Congrats on making positive steps. It's amazing what new hair will do.
 
I rarely feel better than when I get my hair done.

You are a wonderful person and your life deserves every ounce of energy you can give it. You are so right.

And no, you cannot stop blogging here. You could try but I know very well that it would find you. Plus, I carry my Ohio blogging contingent VERY close to my heart and I can't lose any of you. So it's selfish you see. (Hoping we can score lunch when I finally decide to get off my butt and drive to Dayton for a festival. :))
 
Oh, God, please tell me that your next step is drawing a Liger.

Oh please, oh please, oh please....

xoxo
 
Glad to hear you're taking baby steps! But for the record. I envy you. I think you always have a great, fun smile and look great in a pair of jeans and a sweater with your hair pulled back in a pony tail!! Just sayin....
 
Go, girl!

http://www.youtube.com/watch?v=NCIUf8eYPqA&feature=related
 
I can't help but feel that the next step should involve a word that starts with a P includes 'edicure' and ends with an ah.

Failing that, a bottle of champagne and *insert male actor of your choice, but I kind of saw Jude Law in this scenario, if you could get past his lascivious past long enough, or get drunk first*.

Either way, I hear you on some level, sister.
 
"Tina! Come get your dinner!"

Love you. So happy for you.
 
I feel your pain. I've been battling depression (not that YOU said the big D word but for me it was full-blown) and FINALLY realized this year that I need to get MY shit together. Meaning my blog, my appearance, and all that other stuff. It's a daily battle.

I'm glad you're still writing here - and doing what you need to do to reclaim YOUR life. It's the only one you have (or so some say) so LIVE IT. And I agree - pedicure, manicure, it seems so little but sometimes the pampering (and the nice results) keep us sane and relatively content for at least one more day. Hell, go for broke and get a massage!! You DESERVE it.
 
You have made me so selfishly happy with this post. I'm so glad you're staying!! I'm even gladder (is that even a word?) that you're starting to feel better. Love ya!!
 
Woo hoo! Go, you! So glad you're sticking around. <3
 
Y A Y !!!! And not for my own selfish self (well, actually, there is that) but writing is something you do well and I'm glad you're still doing it and doing it in the place it most ought to be, quite honestly: where the real estate is your own.
 
Yay for happy hands!

Good for you Momo! I am sure you look more beautiful than ever with your new do.
 
I'm glad. My equivalent of getting my hair done is getting my eyebrows done. I need to do that today.

*hugs*
 
"I have always been a writer. I've just never called myself one."

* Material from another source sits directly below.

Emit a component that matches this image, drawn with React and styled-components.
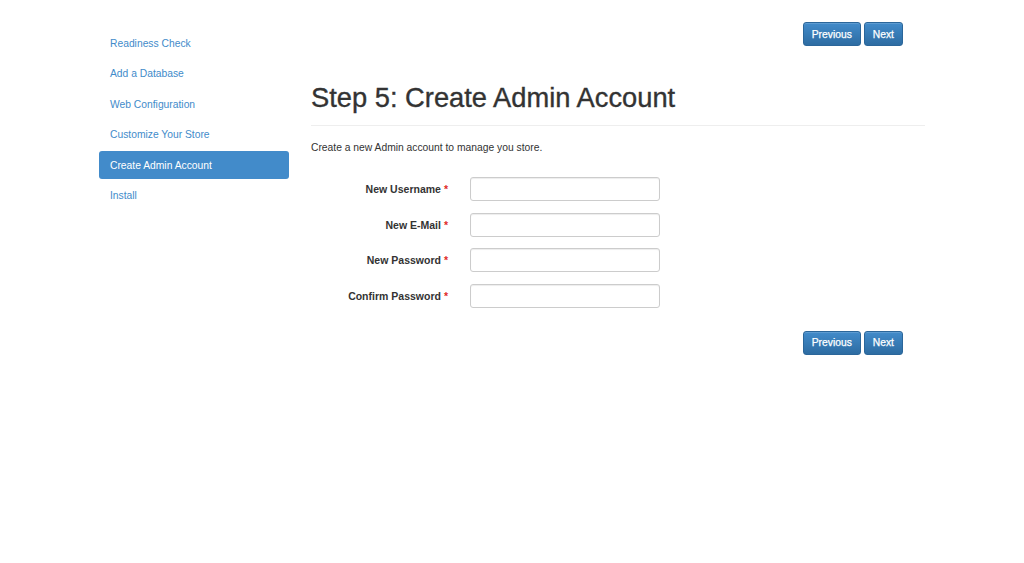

Embrace your talents. You ARE a writer.

And... I totally get the new 'do thing. I can pinpoint transitions in my life with major hair cutting/styling. Good for you :)
 
Glad that you're defunkifying yourself. Go from funk to funky!
 
We will miss you at Draft Day Suit, but if there is something I understand totally it is having too much to do.

Defunk, my friend.
 
NEVER underestimate the power of getting your herrrrr did.
 
Maybe when you have the foil in your hair, you received some radio waves that altered your state. Or maybe to were tuned into Happy and Peppy 101.3 FM. Love their Morning Zoo.
 
I am soooooooooooooo happy you decided to keep this blog for your sanity's sake! And you really needed to treat yourself. YAY!
 
No matter what the cause, I'm glad you're sticking too it. And as TLW is also a Lunch Lady (actually, the head lunch lady in here case), I'm oddly turned on by a hairnet now!

UP
 
What, no photo of the haircut? Well that sucks.

(Glad you are here.)
 
Gettin' my hair did always makes me feel better. Well, dying it does. Every time I cut it, I weep for the future and want to just shave myself bald because it can't possibly make me look any worse.
 
I'll tell ya ... I totally feel your pain. I made a commitment to myself to do 4 things from now on to start feeling better about myself and my appearance:

* wear lipstick
* put on perfume
* wear earrings / jewelry
* attempt to do my hair.

It's made a slight difference in how I feel.

So glad you're not shutting down.
 
Suck in those hair chemical fumes, baby!
 
Very happy to know that you're refocusing and sticking with it here! Take care of yourself. Not sure what to suggest regarding warding off the inadvertent green bean facials, except for a welder's mask.